A Look At the US Military Structure The present structure of the US Military is a product of the National Security Act of 1947. The new law calls for the reorganization of the Armed Forces and Intelligence Services as part of the lessons of World War II. It established the Central Intelligence Agency (CIA) and National Security Council. It also called for the creation of the Air Force as a separate branch of service and changed the name of the War Department into the Department of Defense.
The Department of Defense is under a civilian head appointed by the President, who acts as the Commander-in-Chief. The Army, Air Force, and Navy Departments fall is headed by civilian heads as well. The three heads of these departments are under the supervision of the Secretary of Defense.
There are five branches in the US Armed Forces—the Army, Air Force, Navy, Marine Corps, and Coast Guard. The heads of each branch make up what the Joint Chiefs of Staff (JSC), along with the Vice Chairman and Chairman of JCS, which is nominated by the President and up for approval by the Senate. The Coast Guard is under the Department of Homeland Security. However, in times of war, this branch of service becomes part of the Navy.
The US Army serves as the principal ground forces in the United States. It is the oldest branch of service, having been created by the Continental Congress in 1775. The Army is likewise the largest, with 76,000 officers and 401,000 enlisted personnel. It is tasked with defending the country using ground troops, armor, artillery, tactical nuclear weapons, and others. It is supported by a couple of Reserve Forces which can be activated anytime.
The Air Force is the youngest branch, created only in 1947 via the National Security Act. It primary duty is defense of the United States using air and space. Likewise, it is also charged with operating and protecting military satellites as well as strategic nuclear ballistic missiles. It has 69,000 commissioned officers and 288,000 enlisted personnel. It is also supported by an Air Force Reserve and Air Force National Guard, which can be activated anytime.

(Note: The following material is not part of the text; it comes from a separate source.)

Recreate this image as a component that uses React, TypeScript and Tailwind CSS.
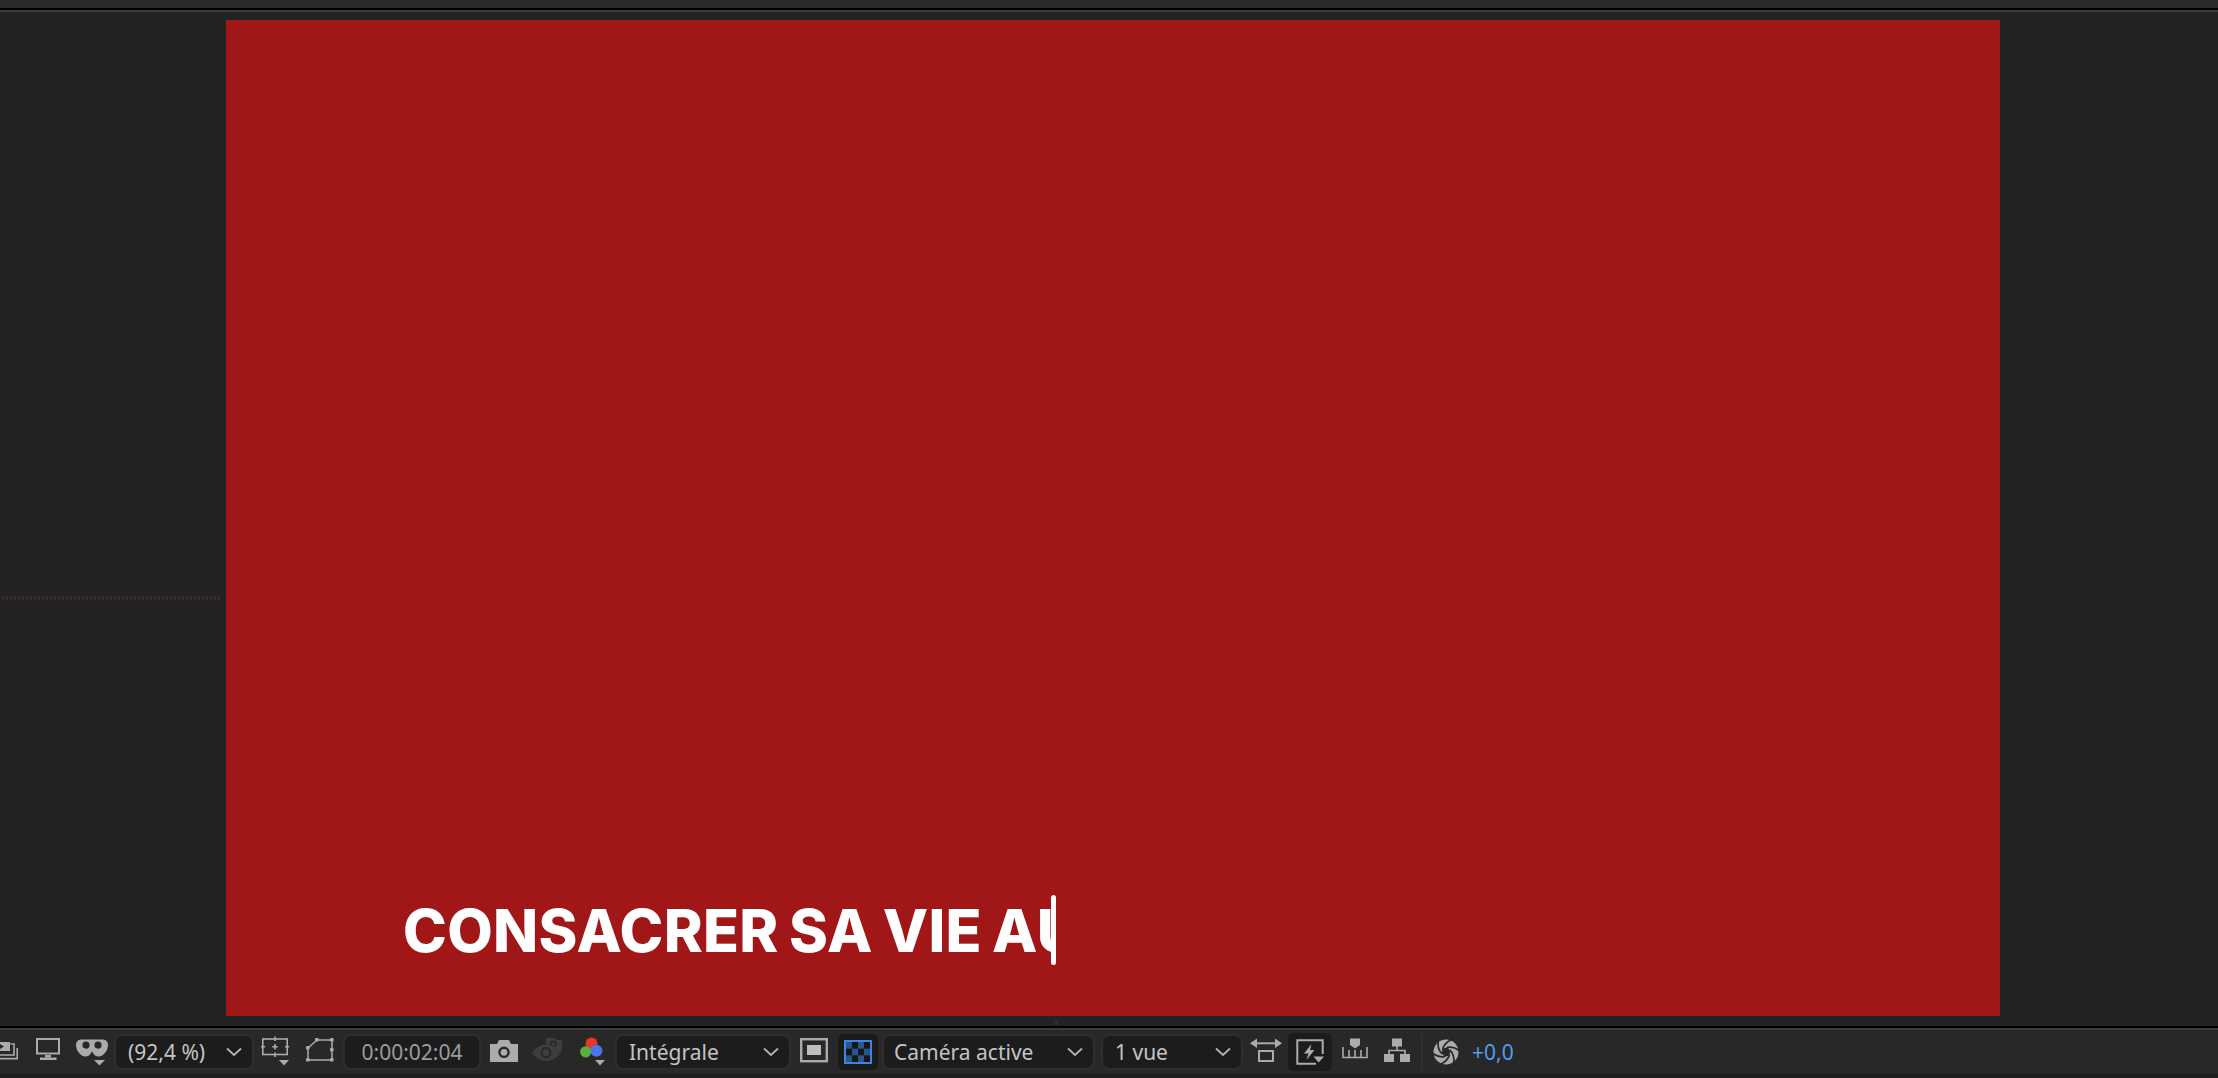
const G = "#ababab";

function Chevron() {
  return (
    <svg width="16" height="10" viewBox="0 0 16 10" className="shrink-0">
      <path d="M1 1.5 L8 8 L15 1.5" fill="none" stroke="#b4b4b4" strokeWidth="1.8" />
    </svg>
  );
}

function Select({ label, cls, pad }: { label: string; cls: string; pad: string }) {
  return (
    <div className={`flex h-[36px] shrink-0 items-center justify-between rounded-lg border-2 border-[#2e2e2e] bg-[#1c1c1c] pr-[10px] ${pad} ${cls}`}>
      <span className="text-[21px] leading-none text-[#c4c4c4]">{label}</span>
      <Chevron />
    </div>
  );
}

function PreviewIcon() {
  return (
    <svg width="18" height="32" viewBox="0 0 18 32" className="shrink-0">
      <path d="M0 6 H10 V15 H0 Z" fill={G} />
      <path d="M0 8 L4 10.5 L0 13 Z" fill="#282828" />
      <path d="M10.5 8 H14 V19 H0" fill="none" stroke={G} strokeWidth="1.6" />
      <path d="M17.2 12 V22.6 H0" fill="none" stroke={G} strokeWidth="1.6" />
    </svg>
  );
}

function MonitorIcon() {
  return (
    <svg width="24" height="32" viewBox="0 0 24 32" className="ml-[18px] shrink-0">
      <rect x="1" y="3" width="22" height="14.5" fill="none" stroke={G} strokeWidth="2" />
      <rect x="9" y="19" width="6" height="2.5" fill={G} />
      <rect x="4" y="21.5" width="16.5" height="2.5" fill={G} />
    </svg>
  );
}

function GlassesIcon() {
  return (
    <svg width="32" height="32" viewBox="0 0 32 32" className="ml-4 shrink-0">
      <path
        fillRule="evenodd"
        fill={G}
        d="M5 3.5 H27 Q32 4 32 9 Q32 14 28 18 Q25 21 22 20.5 Q18 20 16.5 16 Q16 15 15.5 16 Q14 20 10 20.5 Q7 21 4 18 Q0 14 0 9 Q0 4 5 3.5 Z M10 5.5 A3.6 3.6 0 1 0 10.01 12.7 A3.6 3.6 0 1 0 10 5.5 Z M22 5.5 A3.6 3.6 0 1 0 22.01 12.7 A3.6 3.6 0 1 0 22 5.5 Z"
      />
      <path d="M18 24 H29 L23.5 29.5 Z" fill={G} />
    </svg>
  );
}

function SafeIcon() {
  return (
    <svg width="28" height="32" viewBox="0 0 28 32" className="ml-[7px] shrink-0">
      <rect x="1.8" y="3" width="24.4" height="15.5" fill="none" stroke={G} strokeWidth="1.6" />
      <path d="M14 0.5 V5 M14 16.5 V21 M0 10.7 H4 M24 10.7 H28 M14 8 V13.4 M11.3 10.7 H16.7" stroke={G} strokeWidth="1.6" />
      <path d="M18 24 H28 L23 29.5 Z" fill={G} />
    </svg>
  );
}

function MaskIcon() {
  return (
    <svg width="28" height="32" viewBox="0 0 28 32" className="ml-[17px] shrink-0">
      <path d="M2 12 L11 4 H26 V24 H2 Z" fill="none" stroke={G} strokeWidth="1.5" />
      <g fill={G}>
        <rect x="0" y="10" width="3.6" height="3.6" rx="1" />
        <rect x="9" y="2" width="3.6" height="3.6" rx="1" />
        <rect x="24" y="2" width="3.6" height="3.6" rx="1" />
        <rect x="24" y="12" width="3.6" height="3.6" rx="1" />
        <rect x="24" y="22" width="3.6" height="3.6" rx="1" />
        <rect x="0" y="22" width="3.6" height="3.6" rx="1" />
      </g>
    </svg>
  );
}

function CameraIcon() {
  return (
    <svg width="28" height="32" viewBox="0 0 28 32" className="ml-[9px] shrink-0">
      <path fillRule="evenodd" fill={G} d="M0 8 H7 L9 4 H19 L21 8 H28 V26 H0 Z M14 10.5 A5.8 5.8 0 1 0 14.01 22.1 A5.8 5.8 0 1 0 14 10.5 Z" />
      <circle cx="14" cy="16.3" r="3.4" fill={G} />
    </svg>
  );
}

function EyeIcon() {
  return (
    <svg width="30" height="32" viewBox="0 0 30 32" className="ml-[14px] shrink-0">
      <path fill="#3e3e3e" d="M14 2 H24 V4 H30 V15 H22 Q20 9 14 8 Z" />
      <circle cx="21.5" cy="8" r="3.4" fill="#282828" />
      <circle cx="21.5" cy="8" r="1.8" fill="#3e3e3e" />
      <path fillRule="evenodd" fill="#3e3e3e" d="M0 17 Q6 8.5 14 8.5 Q22 8.5 29 17 Q22 25 14 25 Q6 25 0 17 Z M14 11 A5.6 5.6 0 1 0 14.01 22.2 A5.6 5.6 0 1 0 14 11 Z" />
      <circle cx="14" cy="16.6" r="3.4" fill="#3e3e3e" />
    </svg>
  );
}

function ColorIcon() {
  return (
    <svg width="25" height="32" viewBox="0 0 25 32" className="ml-[18px] shrink-0">
      <circle cx="11.5" cy="7.5" r="6" fill="#e8342a" />
      <circle cx="5.7" cy="15.8" r="5.6" fill="#55b13f" />
      <circle cx="16.5" cy="14.8" r="6" fill="#4a74e8" />
      <path d="M15 24 H25 L20 29.5 Z" fill={G} />
    </svg>
  );
}

function RegionIcon() {
  return (
    <svg width="28" height="32" viewBox="0 0 28 32" className="ml-[9px] shrink-0">
      <rect x="1.2" y="3.2" width="25.6" height="22" fill="none" stroke={G} strokeWidth="2.4" />
      <rect x="7" y="9" width="14" height="10" fill="#bdbdbd" />
    </svg>
  );
}

function CheckerIcon() {
  const cells: [number, number][] = [
    [0, 0], [2, 0], [1, 1], [3, 1], [0, 2], [2, 2],
  ];
  return (
    <div className="ml-[10px] flex h-[36px] w-[40px] shrink-0 items-center justify-center rounded-md bg-[#1a1a1a]">
      <svg width="28" height="24" viewBox="0 0 28 24">
        <rect x="1" y="1" width="26" height="22" fill="#171717" stroke="#3f86dc" strokeWidth="2" />
        {cells.map(([c, r]) => (
          <rect key={`${c}-${r}`} x={2 + c * 6} y={2 + r * 6.67} width="6" height="6.67" fill="#28578f" />
        ))}
      </svg>
    </div>
  );
}

function ResizeIcon() {
  return (
    <svg width="32" height="32" viewBox="0 0 32 32" className="ml-[7px] shrink-0">
      <path d="M4 7.3 H28" stroke={G} strokeWidth="2" />
      <path d="M0 7.3 L7 2.5 V12 Z M32 7.3 L25 2.5 V12 Z" fill={G} />
      <rect x="9" y="15" width="14" height="10" fill="none" stroke={G} strokeWidth="2" />
    </svg>
  );
}

function FastIcon() {
  return (
    <div className="ml-[6px] flex h-[38px] w-[44px] shrink-0 items-center justify-center rounded-md bg-[#1c1c1c]">
      <svg width="28" height="26" viewBox="0 0 28 26">
        <path d="M20 24.7 H1.3 V1.3 H26.7 V15" fill="none" stroke={G} strokeWidth="2" />
        <path d="M15.5 5 L8 14.5 H12.5 L10.5 21 L18.5 11 H14 Z" fill={G} />
        <path d="M17.5 17.5 H28 L22.7 23.5 Z" fill={G} />
      </svg>
    </div>
  );
}

function FlowIcon() {
  return (
    <svg width="26" height="32" viewBox="0 0 26 32" className="ml-[10px] shrink-0">
      <path d="M8 2.5 H18 V9 L13 12.5 L8 9 Z" fill={G} />
      <path d="M1 11 V21.5 H25 V11 M7 14 V21 M19 14 V21 M13 14 V21" fill="none" stroke={G} strokeWidth="1.6" />
    </svg>
  );
}

function TreeIcon() {
  return (
    <svg width="26" height="32" viewBox="0 0 26 32" className="ml-4 shrink-0">
      <g fill={G}>
        <rect x="8" y="2.5" width="10" height="8" />
        <rect x="0" y="18" width="10" height="8" />
        <rect x="16" y="18" width="10" height="8" />
      </g>
      <path d="M13 10 V14.5 M5 18 V14.5 H21 V18" fill="none" stroke={G} strokeWidth="1.6" />
    </svg>
  );
}

function ApertureIcon() {
  return (
    <svg width="26" height="32" viewBox="0 0 26 32" className="ml-[10px] shrink-0">
      <circle cx="13" cy="16" r="12.5" fill={G} />
      <circle cx="13" cy="16" r="4.2" fill="#282828" />
      {[0, 60, 120, 180, 240, 300].map((a) => (
        <path
          key={a}
          d="M9.5 13.5 Q11 7 19 3.5"
          fill="none"
          stroke="#282828"
          strokeWidth="1.7"
          transform={`rotate(${a} 13 16)`}
        />
      ))}
    </svg>
  );
}

export default function App() {
  return (
    <div className="flex h-[1078px] w-[2218px] flex-col overflow-hidden bg-[#232323] font-['Noto_Sans',sans-serif]">
      <div className="h-2 shrink-0 bg-[#2a2a2a]" />
      <div className="h-0.5 shrink-0 bg-black" />
      <div className="h-0.5 shrink-0 bg-[#3c3c3c]" />

      <div className="relative flex min-h-0 flex-1 pt-2 pb-2.5">
        <div className="w-[226px] shrink-0 pt-[576px] pl-0.5">
          <div className="h-1 w-[218px] bg-[repeating-linear-gradient(90deg,#432a2a_0_2px,transparent_2px_4px)]" />
        </div>
        <div className="flex w-[1774px] shrink-0 flex-col justify-end bg-[#a11616] pb-[51px] pl-[177px]">
          <div className="flex h-[70px] items-center">
            <span className="inline-block w-[648px] overflow-hidden whitespace-nowrap font-['Inter',sans-serif] text-[59px] leading-none font-extrabold tracking-[0.005em] [word-spacing:-3px] text-white">
              CONSACRER SA VIE AU
            </span>
            <div className="h-[70px] w-[5px] shrink-0 rounded-sm bg-white" />
          </div>
        </div>
        <div className="absolute top-[1008px] left-[1055px] h-[5px] w-[3px] bg-[repeating-linear-gradient(0deg,#432a2a_0_2px,transparent_2px_3px)]" />
      </div>

      <div className="h-0.5 shrink-0 bg-black" />
      <div className="h-0.5 shrink-0 bg-[#3c3c3c]" />

      <div className="flex h-[44px] shrink-0 items-center bg-[#282828]">
        <PreviewIcon />
        <MonitorIcon />
        <GlassesIcon />
        <Select label="(92,4 %)" cls="ml-[6px] w-[140px]" pad="pl-3" />
        <SafeIcon />
        <MaskIcon />
        <div className="ml-[9px] flex h-[36px] w-[138px] shrink-0 items-center justify-center rounded-lg border-2 border-[#2e2e2e] bg-[#1c1c1c] text-[21px] leading-none text-[#9c9c9c]">
          0:00:02:04
        </div>
        <CameraIcon />
        <EyeIcon />
        <ColorIcon />
        <Select label="Intégrale" cls="ml-[10px] w-[176px]" pad="pl-3" />
        <RegionIcon />
        <CheckerIcon />
        <Select label="Caméra active" cls="ml-1 w-[213px]" pad="pl-[10px]" />
        <Select label="1 vue" cls="ml-[6px] w-[142px]" pad="pl-3" />
        <ResizeIcon />
        <FastIcon />
        <FlowIcon />
        <TreeIcon />
        <div className="ml-[11px] h-[36px] w-0.5 shrink-0 bg-[#2f2f2f]" />
        <ApertureIcon />
        <span className="ml-[13px] text-[21px] leading-none text-[#4f9fef]">+0,0</span>
      </div>

      <div className="h-1 shrink-0 bg-[#1d1d1d]" />
    </div>
  );
}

Along with the Army, the Navy was established in 1775. Its main responsibility is to safeguard the freedom of the seas. Its job is to make sure that US waters can be used when national interest calls for it. In times of war, the Navy supplements the air power of the Air Force. Aircraft carriers can be deployed to areas where fixed runways are unlikely. Likewise, it is the job of the Navy to transport Marines to areas of conflict. It has 54,000 officers and 324,000 enlisted men. It also has Naval Reserves but no National Guard. However, some states have created their own Naval Militias.
The Marine Corps have often been called as the “Infantry of the Navy.” Their main responsibility is amphibious operations. They specialize in assault, capture, and control of beach heads paving the way for routes for enemy attack from any point. It was established as an independent service in 1798. Although their main responsibility is amphibious operations, they have been doing ground operations lately. Being considered as a “lighter” force, the Marine Corps is capable of immediate deployment.
They are self sufficient so they have their own air capability, made up of attack helicopters and fighter aircrafts. However, for logistics and administrative support, they depend heavily on the Navy. The medics accompanying the Marines are combat ready Navy medics. There are 18,000 officers and 153,000 enlisted men in the Marine Corps.
These are the various service branches of the US military tasked to defend the United States at all times.